**The problem**
Using the data below, return the stretch from the line that contains "What Vue 3 and" through the line that contains "string; label: string", both included, exactly as it stands and nothing beyond it.

**Data section**
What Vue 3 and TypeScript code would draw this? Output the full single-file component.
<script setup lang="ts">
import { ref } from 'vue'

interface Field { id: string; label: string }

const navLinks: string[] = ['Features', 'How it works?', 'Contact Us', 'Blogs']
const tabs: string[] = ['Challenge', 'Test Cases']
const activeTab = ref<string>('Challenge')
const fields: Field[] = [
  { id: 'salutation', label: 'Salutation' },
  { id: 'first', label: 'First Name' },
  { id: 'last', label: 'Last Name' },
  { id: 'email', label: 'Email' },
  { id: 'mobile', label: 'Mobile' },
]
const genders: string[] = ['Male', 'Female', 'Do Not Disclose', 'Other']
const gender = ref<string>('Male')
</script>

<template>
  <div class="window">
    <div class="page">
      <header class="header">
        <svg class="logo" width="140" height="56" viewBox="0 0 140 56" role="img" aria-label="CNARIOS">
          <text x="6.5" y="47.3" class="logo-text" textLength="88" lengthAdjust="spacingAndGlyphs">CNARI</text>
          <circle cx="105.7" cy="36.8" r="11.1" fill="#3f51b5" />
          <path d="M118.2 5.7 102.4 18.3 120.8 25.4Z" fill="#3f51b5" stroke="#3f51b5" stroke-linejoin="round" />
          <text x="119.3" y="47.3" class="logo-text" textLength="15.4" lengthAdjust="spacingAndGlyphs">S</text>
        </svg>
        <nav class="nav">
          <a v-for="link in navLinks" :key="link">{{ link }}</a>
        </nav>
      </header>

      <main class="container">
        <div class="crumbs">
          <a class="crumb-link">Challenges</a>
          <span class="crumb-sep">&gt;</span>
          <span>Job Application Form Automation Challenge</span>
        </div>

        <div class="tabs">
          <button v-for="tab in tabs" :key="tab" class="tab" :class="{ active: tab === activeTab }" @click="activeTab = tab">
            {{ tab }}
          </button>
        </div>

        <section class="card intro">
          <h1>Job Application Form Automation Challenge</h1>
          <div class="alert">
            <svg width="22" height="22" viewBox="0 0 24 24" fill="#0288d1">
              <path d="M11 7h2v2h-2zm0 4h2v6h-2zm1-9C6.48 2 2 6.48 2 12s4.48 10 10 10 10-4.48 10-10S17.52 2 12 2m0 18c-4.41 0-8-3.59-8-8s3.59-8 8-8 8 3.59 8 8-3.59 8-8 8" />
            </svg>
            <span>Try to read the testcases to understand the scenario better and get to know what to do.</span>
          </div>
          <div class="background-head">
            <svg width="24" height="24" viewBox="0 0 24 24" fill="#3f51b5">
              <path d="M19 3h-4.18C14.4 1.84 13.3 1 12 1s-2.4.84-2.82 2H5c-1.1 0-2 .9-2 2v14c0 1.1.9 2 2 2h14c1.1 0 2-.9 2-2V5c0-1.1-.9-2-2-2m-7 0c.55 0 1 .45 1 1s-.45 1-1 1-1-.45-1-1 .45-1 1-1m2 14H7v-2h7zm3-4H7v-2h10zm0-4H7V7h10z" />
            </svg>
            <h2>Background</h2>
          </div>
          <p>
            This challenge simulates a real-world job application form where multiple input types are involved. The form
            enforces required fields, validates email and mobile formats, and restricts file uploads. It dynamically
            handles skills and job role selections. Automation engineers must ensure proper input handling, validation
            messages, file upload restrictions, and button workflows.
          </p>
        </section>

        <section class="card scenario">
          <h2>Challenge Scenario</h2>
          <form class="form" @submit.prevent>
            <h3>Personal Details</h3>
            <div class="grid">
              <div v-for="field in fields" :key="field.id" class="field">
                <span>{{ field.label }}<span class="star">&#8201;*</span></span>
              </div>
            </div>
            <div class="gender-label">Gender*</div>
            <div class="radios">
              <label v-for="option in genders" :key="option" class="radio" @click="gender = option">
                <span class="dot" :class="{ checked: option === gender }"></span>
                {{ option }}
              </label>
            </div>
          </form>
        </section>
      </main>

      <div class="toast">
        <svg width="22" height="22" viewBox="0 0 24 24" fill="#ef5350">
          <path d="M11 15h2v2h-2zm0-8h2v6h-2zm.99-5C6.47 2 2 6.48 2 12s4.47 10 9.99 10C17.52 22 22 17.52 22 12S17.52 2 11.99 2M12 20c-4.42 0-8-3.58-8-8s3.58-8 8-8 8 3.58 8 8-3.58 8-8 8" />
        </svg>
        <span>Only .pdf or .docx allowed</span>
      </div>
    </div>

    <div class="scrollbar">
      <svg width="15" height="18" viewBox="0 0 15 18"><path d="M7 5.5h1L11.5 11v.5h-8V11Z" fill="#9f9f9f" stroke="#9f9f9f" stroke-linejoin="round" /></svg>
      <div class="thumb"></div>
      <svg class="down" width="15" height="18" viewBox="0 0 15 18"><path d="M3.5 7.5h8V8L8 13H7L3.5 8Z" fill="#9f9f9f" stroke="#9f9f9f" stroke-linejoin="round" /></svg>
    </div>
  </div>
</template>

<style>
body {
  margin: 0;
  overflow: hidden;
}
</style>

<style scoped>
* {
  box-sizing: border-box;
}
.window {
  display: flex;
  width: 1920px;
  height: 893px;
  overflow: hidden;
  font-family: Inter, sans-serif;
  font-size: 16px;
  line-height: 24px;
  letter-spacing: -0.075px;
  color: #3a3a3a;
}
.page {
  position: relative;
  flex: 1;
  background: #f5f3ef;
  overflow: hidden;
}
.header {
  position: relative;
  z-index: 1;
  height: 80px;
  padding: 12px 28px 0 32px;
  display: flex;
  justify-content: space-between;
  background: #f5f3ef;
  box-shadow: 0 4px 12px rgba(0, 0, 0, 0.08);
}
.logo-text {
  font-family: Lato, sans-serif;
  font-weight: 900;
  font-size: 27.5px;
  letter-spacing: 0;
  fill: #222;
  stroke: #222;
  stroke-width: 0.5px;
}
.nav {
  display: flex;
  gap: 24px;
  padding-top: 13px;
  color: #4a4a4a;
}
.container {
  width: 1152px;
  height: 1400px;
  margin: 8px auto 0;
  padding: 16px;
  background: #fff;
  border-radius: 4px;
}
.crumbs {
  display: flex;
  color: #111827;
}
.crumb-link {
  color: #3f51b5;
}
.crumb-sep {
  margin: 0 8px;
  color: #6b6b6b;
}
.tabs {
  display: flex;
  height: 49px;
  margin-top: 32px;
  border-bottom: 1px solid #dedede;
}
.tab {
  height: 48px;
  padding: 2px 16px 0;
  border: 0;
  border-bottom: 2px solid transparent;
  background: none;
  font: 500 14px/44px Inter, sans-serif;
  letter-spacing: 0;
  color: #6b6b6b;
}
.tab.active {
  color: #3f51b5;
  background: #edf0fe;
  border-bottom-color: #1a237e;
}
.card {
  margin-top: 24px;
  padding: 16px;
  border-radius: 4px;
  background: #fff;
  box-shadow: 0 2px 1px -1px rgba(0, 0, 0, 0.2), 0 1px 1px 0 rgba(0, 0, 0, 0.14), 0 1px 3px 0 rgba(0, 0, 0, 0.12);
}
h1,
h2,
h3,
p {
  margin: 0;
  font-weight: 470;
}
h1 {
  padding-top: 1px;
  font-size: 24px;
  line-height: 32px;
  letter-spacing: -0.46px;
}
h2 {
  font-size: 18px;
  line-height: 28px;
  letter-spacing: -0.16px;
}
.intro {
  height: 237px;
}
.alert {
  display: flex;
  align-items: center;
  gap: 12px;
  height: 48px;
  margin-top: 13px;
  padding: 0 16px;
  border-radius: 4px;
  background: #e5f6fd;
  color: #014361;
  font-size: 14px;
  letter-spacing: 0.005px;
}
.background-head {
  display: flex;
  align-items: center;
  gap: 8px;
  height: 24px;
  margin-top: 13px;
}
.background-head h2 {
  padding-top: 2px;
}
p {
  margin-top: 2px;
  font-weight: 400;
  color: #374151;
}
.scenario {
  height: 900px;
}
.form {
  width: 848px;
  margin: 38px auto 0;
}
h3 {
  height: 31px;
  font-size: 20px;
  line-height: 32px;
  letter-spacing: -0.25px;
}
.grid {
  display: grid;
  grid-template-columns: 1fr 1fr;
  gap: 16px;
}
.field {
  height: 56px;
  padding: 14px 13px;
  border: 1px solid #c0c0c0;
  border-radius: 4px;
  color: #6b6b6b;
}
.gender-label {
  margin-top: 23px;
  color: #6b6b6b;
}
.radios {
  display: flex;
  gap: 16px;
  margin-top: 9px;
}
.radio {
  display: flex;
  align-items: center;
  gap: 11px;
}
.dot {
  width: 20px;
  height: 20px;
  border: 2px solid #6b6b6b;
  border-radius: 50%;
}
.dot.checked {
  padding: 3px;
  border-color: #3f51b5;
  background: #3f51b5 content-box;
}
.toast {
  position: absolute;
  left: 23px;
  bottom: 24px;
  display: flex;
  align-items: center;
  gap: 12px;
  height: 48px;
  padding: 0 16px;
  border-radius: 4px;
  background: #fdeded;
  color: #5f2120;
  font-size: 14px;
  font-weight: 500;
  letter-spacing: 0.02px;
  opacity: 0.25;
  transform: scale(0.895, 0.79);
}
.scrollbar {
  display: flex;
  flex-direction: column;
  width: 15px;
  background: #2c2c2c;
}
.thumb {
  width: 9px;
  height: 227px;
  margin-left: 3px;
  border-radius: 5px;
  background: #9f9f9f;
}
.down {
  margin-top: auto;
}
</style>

* * *

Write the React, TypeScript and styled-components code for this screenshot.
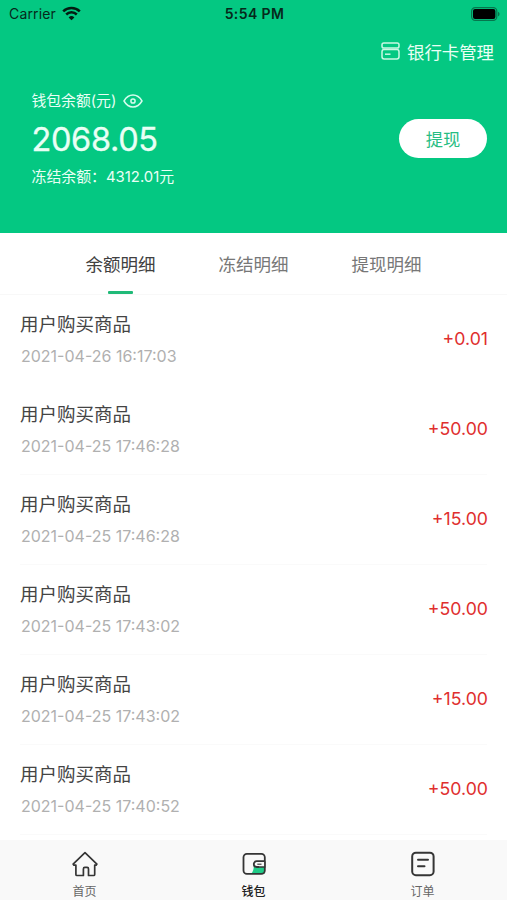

**Answer to the task**
What Vue 3 and TypeScript code would draw this? Output the full single-file component.
<script setup lang="ts">
import { ref } from 'vue'

interface Field { id: string; label: string }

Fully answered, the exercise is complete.